FindOneOf() - String utility
Posted: Mon Dec 17, 2007 12:29 am
Code: Select all
Procedure.l FindOneOf( *set.character, *string.character, start=0)
Define.Character *cTemp
#INDXBASE = 1
If *set And *string
If start
*string + (SizeOf(Character) * start)
EndIf
Repeat
*cTemp = *set
Repeat
If *string\c = *cTemp\c
ProcedureReturn (*cTemp - *set)+#INDXBASE
EndIf
*cTemp + SizeOf(Character)
Until *cTemp\c = 0
*string + SizeOf(Character)
Until *string\c = 0
EndIf
EndProcedure
;-
set.s = "abcdef"
string.s = "Hello"
Debug FindOneOf(@set, @string) ; should be 5
Debug FindOneOf(@set, @string, 3) ; should be 0
stringToSearch.s = "The quick brown fox jumped over the lazy dog."

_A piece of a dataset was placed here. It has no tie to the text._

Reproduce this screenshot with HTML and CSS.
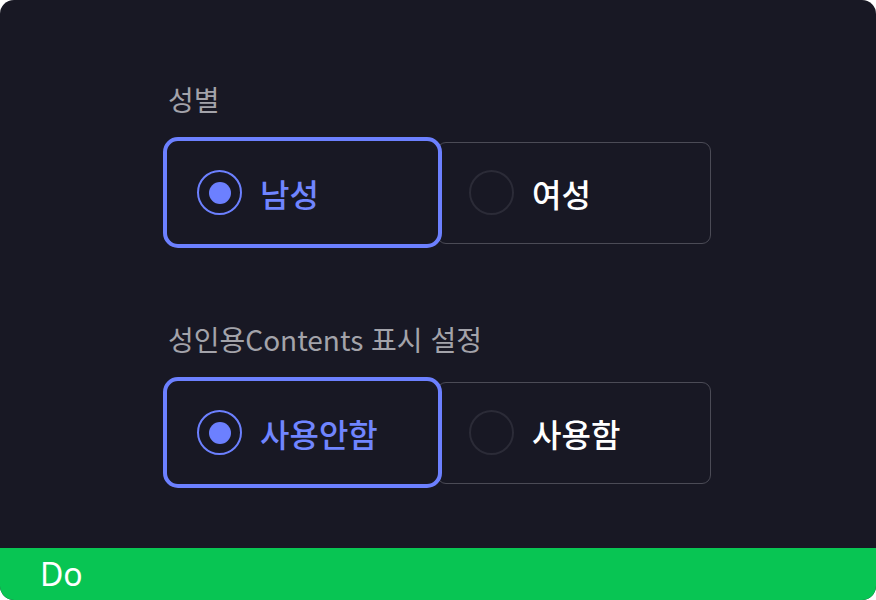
FILE: index.html
```html
<!DOCTYPE html>
<html lang="ko">
  <head>
    <meta charset="UTF-8" />
    <meta name="viewport" content="width=device-width, initial-scale=1.0" />
    <title>Radio Group - Do</title>
    <link rel="stylesheet" href="styles.css">
  </head>
  <body>
    <div class="frame">
      <div class="content">
        <div class="field">
          <div class="field-label">성별</div>
          <div class="options">
            <div class="option selected">
              <span class="radio"></span>
              <span class="option-text">남성</span>
            </div>
            <div class="option">
              <span class="radio"></span>
              <span class="option-text">여성</span>
            </div>
          </div>
        </div>

        <div class="field">
          <div class="field-label">성인용Contents 표시 설정</div>
          <div class="options">
            <div class="option selected">
              <span class="radio"></span>
              <span class="option-text">사용안함</span>
            </div>
            <div class="option">
              <span class="radio"></span>
              <span class="option-text">사용함</span>
            </div>
          </div>
        </div>
      </div>

      <div class="verdict">Do</div>
    </div>
  </body>
</html>
```

FILE: styles.css
```css
body {
  margin: 0;
  background: #ffffff;
  font-family: "Noto Sans CJK KR", "Noto Sans", sans-serif;
}
.frame {
  width: 876px;
  height: 600px;
  background: #181824;
  border-radius: 14px;
  overflow: hidden;
  display: flex;
  flex-direction: column;
}
.content {
  flex: 1;
  padding: 80px 0 0 163px;
  display: flex;
  flex-direction: column;
  gap: 72px;
}
.field-label {
  font-size: 28px;
  line-height: 38px;
  color: #a3a3aa;
  padding-left: 5px;
  margin-bottom: 19px;
}
.options {
  display: flex;
  align-items: center;
  height: 111px;
}
.option {
  box-sizing: border-box;
  display: flex;
  align-items: center;
  gap: 18px;
  width: 274px;
  height: 102px;
  padding-left: 31px;
  border: 1px solid #4b4b56;
  border-radius: 9px;
  background: #181824;
}
.option.selected {
  position: relative;
  z-index: 1;
  width: 279px;
  height: 111px;
  padding-left: 30px;
  border: 4px solid #6c80ff;
  border-radius: 15px;
  margin-right: -5px;
}
.radio {
  box-sizing: border-box;
  width: 45px;
  height: 45px;
  border-radius: 50%;
  border: 2px solid #2b2b37;
  display: flex;
  align-items: center;
  justify-content: center;
}
.selected .radio {
  border-color: #6c80ff;
}
.selected .radio::after {
  content: "";
  width: 22px;
  height: 22px;
  border-radius: 50%;
  background: #6c80ff;
}
.option-text {
  font-size: 32px;
  font-weight: 500;
  color: #ffffff;
}
.selected .option-text {
  color: #7085ff;
}
.verdict {
  height: 52px;
  background: #08c553;
  color: #ffffff;
  font-family: "Noto Sans", sans-serif;
  font-size: 32px;
  line-height: 52px;
  padding-left: 40px;
}
```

Debug FindOneOf(@"aeiou", @stringToSearch) ; gives 2, which is the index at which the "e" is found at.
Debug FindOneOf(@"aeiou", @stringToSearch, 4) ; gives 5 (position of 'u' in set)
I couldn't find a fast way of doing this without having to do at least 4 PB calls and a few more inside the loops (mid, etc).
If it's not behaving properly, please let me know and I'll see what I can do.
In case you wonder, in simple words: It's a FindString() but, with a list of characters, the search is done on a per character basis and not on a per group basis.
To my understanding, this routine originally returned the index from the SET and not the STRING. It also began to count from 0 instead of 1, if you want 1-based results, do set #INDXBASE to 1 instead of 0. I hope PB's compiler is smart enough not to do a +0 at the end, let's hope so.
- In my posted code I use 1 though, because it's similar to what PB does.
If it was useful or you know how to optimize it, let me know
Part of my project requires mid-advanced routines such as this one, that's the reason I seem to be reinventing the wheel, as some people say.
Feedback appreciated.